Sabemos que a Serra da Estrela, na parte que se aplica ao Vale da Candeeira, tem solos classificados como ‘Leptosol’ ou ‘Ranker’, mas de pouco serve no momento de plantar cada árvore na sua cova. Também sabemos que a rocha subjacente maioritariamente é um granito de grão grosseiro de feldspato ortoclásico e que o clima é classificado como oromediterrânico sub-atlântico. Não iremos aqui decompôr todos estes termos - quem quiser saber, que procure na wikipédia, que é dos melhores sítios para obter informações e esclarecer termos técnicos.
As classificações mencionadas, tanto do solo como do clima, são gerais. Indicam-nos o tipo de solo e de clima que será expectável existir na maior parte do vale. No momento de enterrar uma planta na sua cova, o importante é saber se o solo retém a humidade do Inverno ou não. Se existe gravilha e rocha intacta a 30 cm de profundidade ou se há terra húmica até um metro de fundo. Se o local está exposto ao sol, principalmente entre as 12h e as 16h ou se tem uma rocha ou uma planta que lha possa fazer sombra (e, no caso de estar exposto ao sol, se a alguns centímetros já terá sombra…)
Estas são as questões que têm de ser respondidas no momento de abrir a cova no chão, no momento de abrir o local de vida para um ser vivo durante muitas décadas. De assegurar que nesse local exacto há condições para que determinada espécie de árvore consiga sobreviver.
Sabemos as exigências das espécies que vamos plantar. São parecidas, mas não são iguais. Por isso, todas cresceram e viveram no Vale da Candeeira. Mas cada espécie tem exigências ligeiramente diferentes, o que significa que cada uma terá tido ‘o seu nicho’.
E terá que ter outra vez. Há que o encontrar…
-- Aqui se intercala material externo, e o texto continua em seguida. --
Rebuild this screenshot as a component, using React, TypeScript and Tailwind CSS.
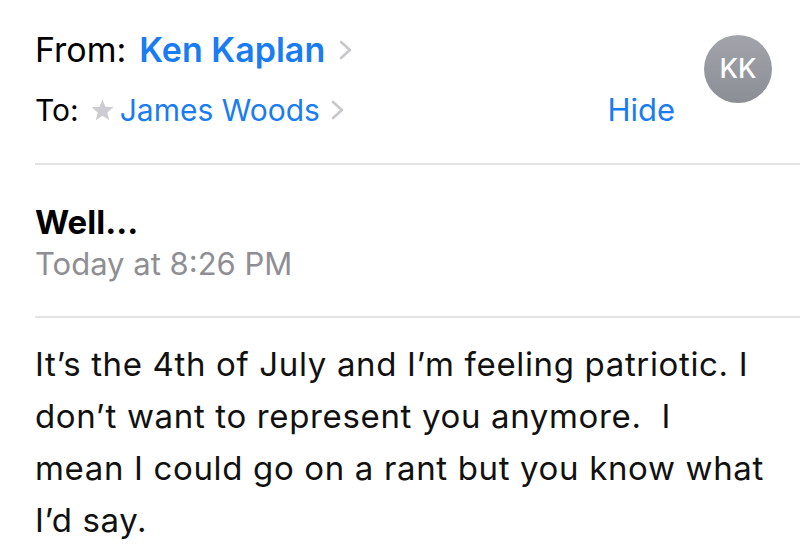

Normalmente, as árvores são bastante tolerantes; umas mais do que outras. É essa tolerância que teremos de saber aproveitar, para utilizar de forma optimizada, o espaço destinado a plantar. Às espécies menos tolerantes teremos de dar condições mais próximas do seu ideal; as espécies mais tolerantes podemos plantar em locais menos ideais.